Just in case you are not convinced, here is a second counterexample (Plantinga’s) 1. Necessarily, if I know that George Clooney is a bachelor, then George Clooney is a bachelor. 2. I know that George Clooney is a bachelor. 3. Therefore, it is necessarily true that George Clooney is a bachelor Again, the premises are true but the conclusion is false. George Clooney is a bachelor but he is not essentially a bachelor. He could get married, he just chooses not to. All that follows from the first two premises is that George Clooney is in fact a bachelor (not that he is essentially a bachelor).

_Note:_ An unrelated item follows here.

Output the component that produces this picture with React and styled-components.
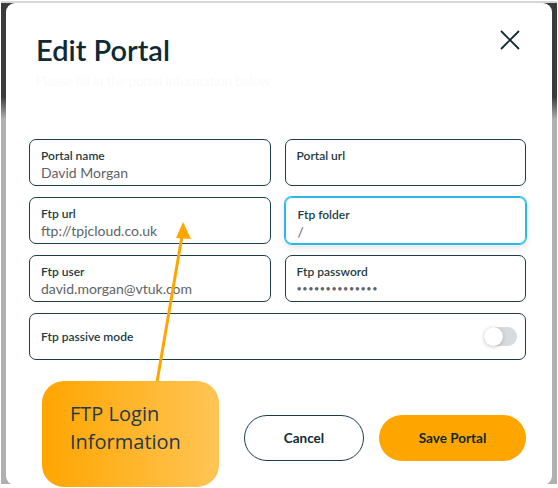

P2b renders the argument valid but it is obviously false 1. If God knows in advance that S will perform A, then necessarily S will perform A. 2. God knows in advance that S will perform A. 3. Therefore, necessarily S will perform A. This argument is valid (it’s just modus ponens) and so if the premises were true then conclusion would be true as well. But P2b is false. Given the de re reading of P2b, it says that whatever propositions God knows are necessarily true or, to put the point in terms of properties, if God knows that some object has a property then the object has that property essentially.

Taken in this way, P2b is obviously false (nor does it follow from omniscience). Since the basic argument has to rely on either P2a or P2b, the argument is either invalid or relies on a false premise. Either way it’s unsound. Here is a way of thinking about this criticism of the argument. From the fact that God knows that Paul will mow his yard on July 7, 2015 it follows that, on July 7 2015, Paul mows his yard and that he does not refrain from mowing his yard on that day.

But, it does not follow that it is metaphysically impossible for Paul to refrain from mowing his yard that day (that Paul does not refrain from mowing and it is impossible that Paul refrain from mowing are two very different things). All that follows from the fact that God knows in advance that Paul will mow is that Paul will not exercise his power to refrain not that he lacks the power the power to refrain. The basic argument for theological fatalism needs the later inference, but that inference is not a good one. Thus, the basic argument fails.